As he traveled through the homes of early 19th century nobility, Carême forged the new art of French haute cuisine. Locked in stifling galleys, Carême conceived his four "mother sauces." These sauces — béchamel, velouté, espagnole and allemande — formed the central building blocks for many French entrees. He also perfected the soufflé, became the first chef to pipe his meringue through a pastry bag and introduced the standard chef's uniform — the same double-breasted white coat and toque (tall white hat) still worn by chefs today. The white clothing conveyed an image of cleanliness, according to Carême — and in his realm, appearance was everything.
Between meals, Carême penned cookbooks that would be used in European kitchens for the next century. His manuals, including Le Pâtissier royal parisien and the massive five-tome L'Art de la cuisine française au dix-neuvième siècle (1833-1847, completed after his death) first systematized many basic principles of gastronomy, complete with drawings and step-by-step directions. Long before television cooking shows, Carême walked readers through common kitchen tasks, instructing them to "try this for yourself, at home" as celebrity American Chef Julia Child might do, many years later.
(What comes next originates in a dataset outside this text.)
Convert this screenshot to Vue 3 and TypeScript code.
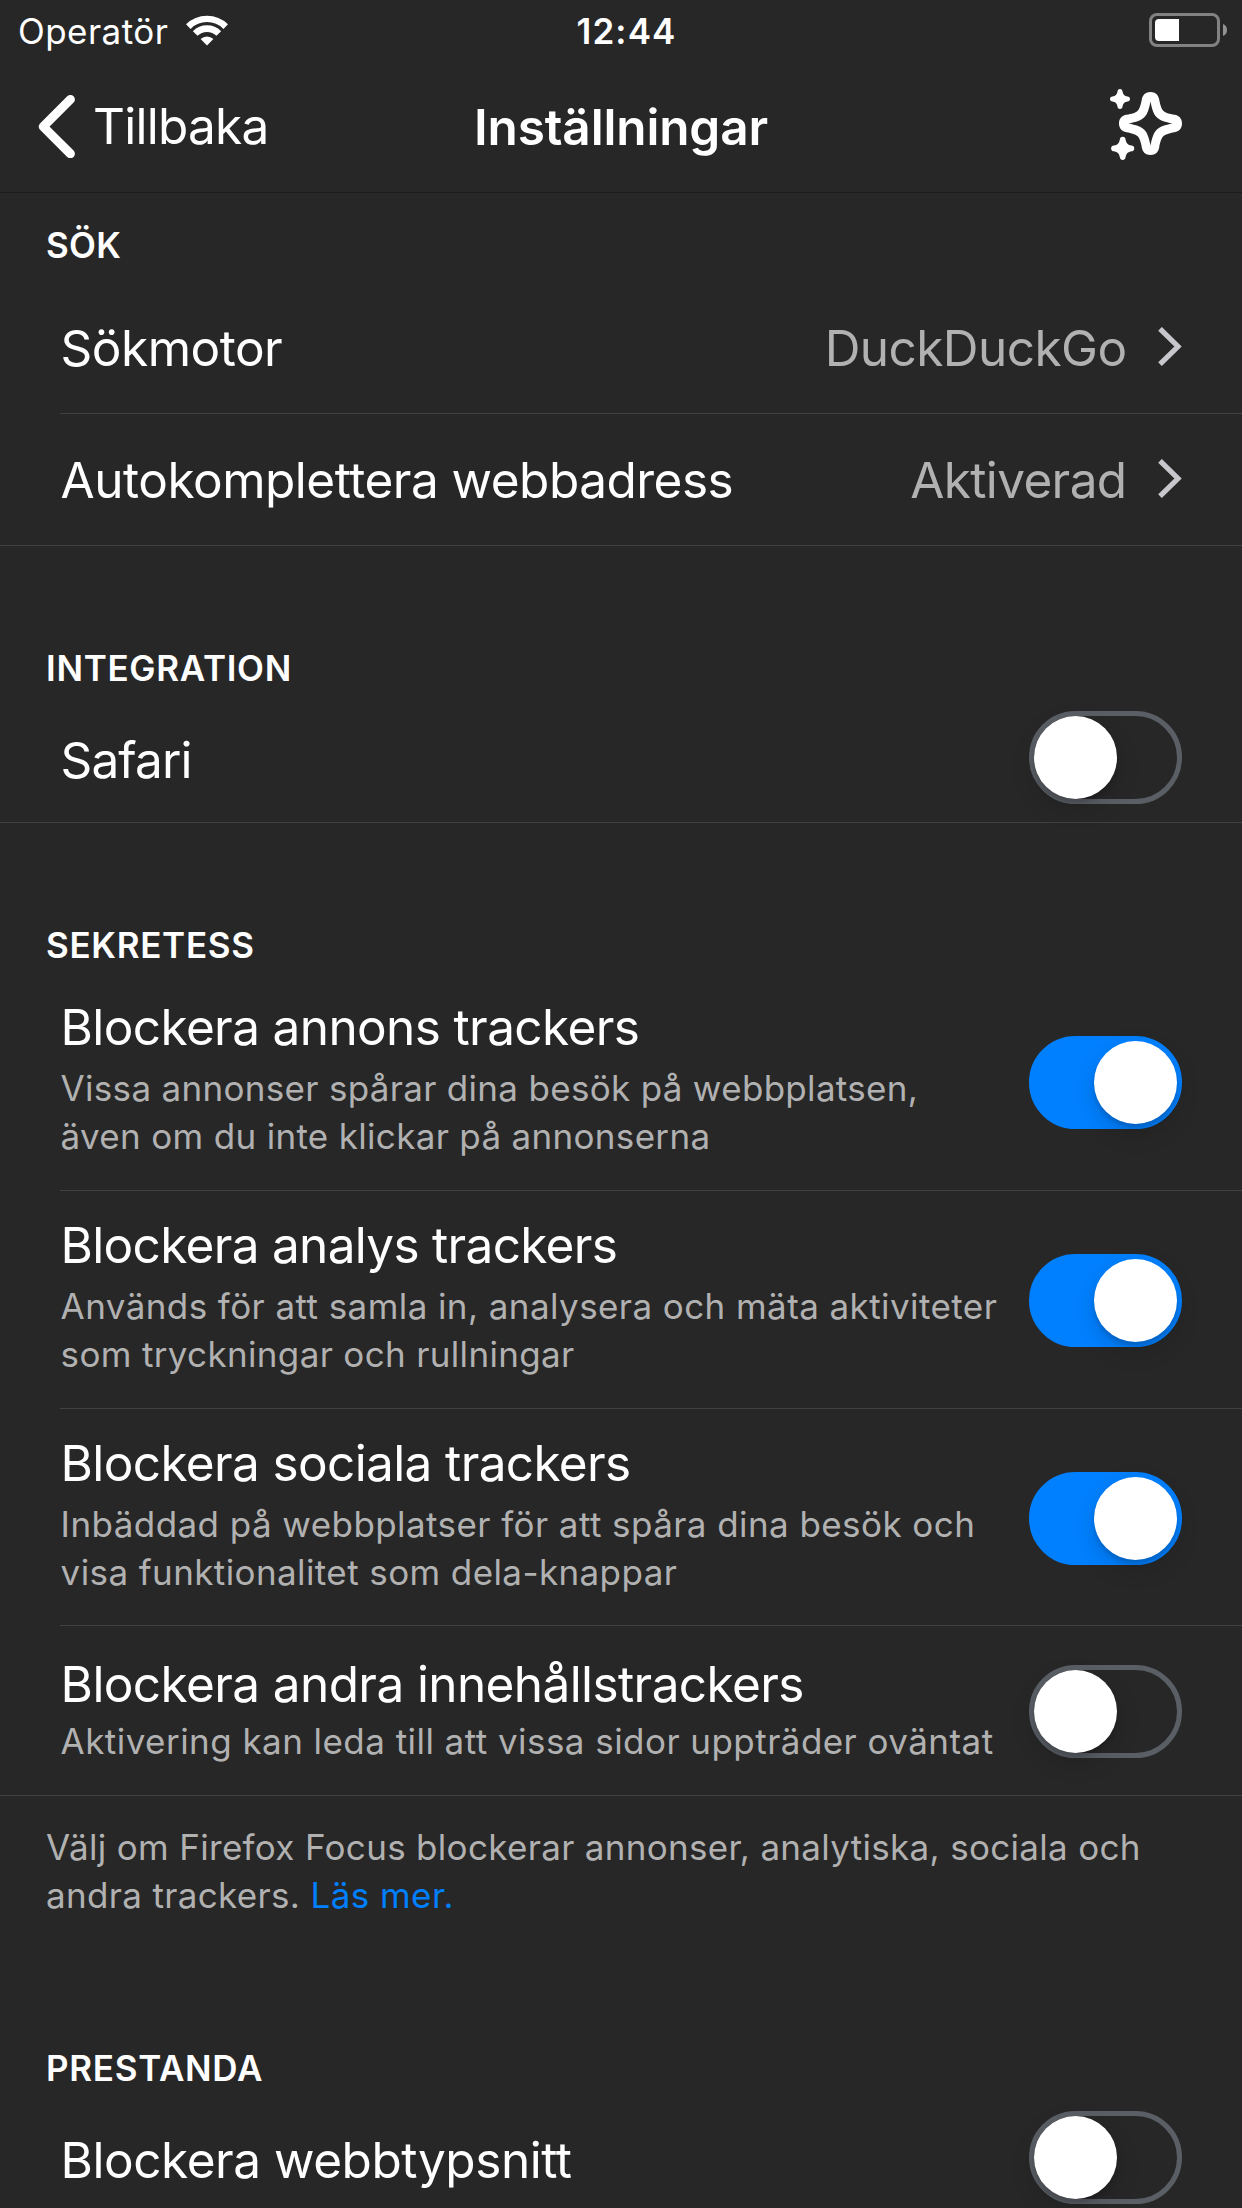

In the end, however, it was the kitchen that did Carême in. Decades of working over coal fires in stagnant, unventilated spaces (to ensure his entrees would not get cold) had fatally damaged his lungs. On January 12, 1833, Carême died just before he turned 50.
But in his lifetime, Carême, ever confident, could see beyond his short reign in the kitchen. He wanted to "set the standard for beauty in classical and modern cookery, and attest to the distant future that the French chefs of the 19th century were the most famous in the world," as he wrote in his papers.
Decades later, Auguste Escoffier would build upon Carême's concept of French cuisine. But in the very beginning, there was just Carême, the chef célèbre who exalted dining into art.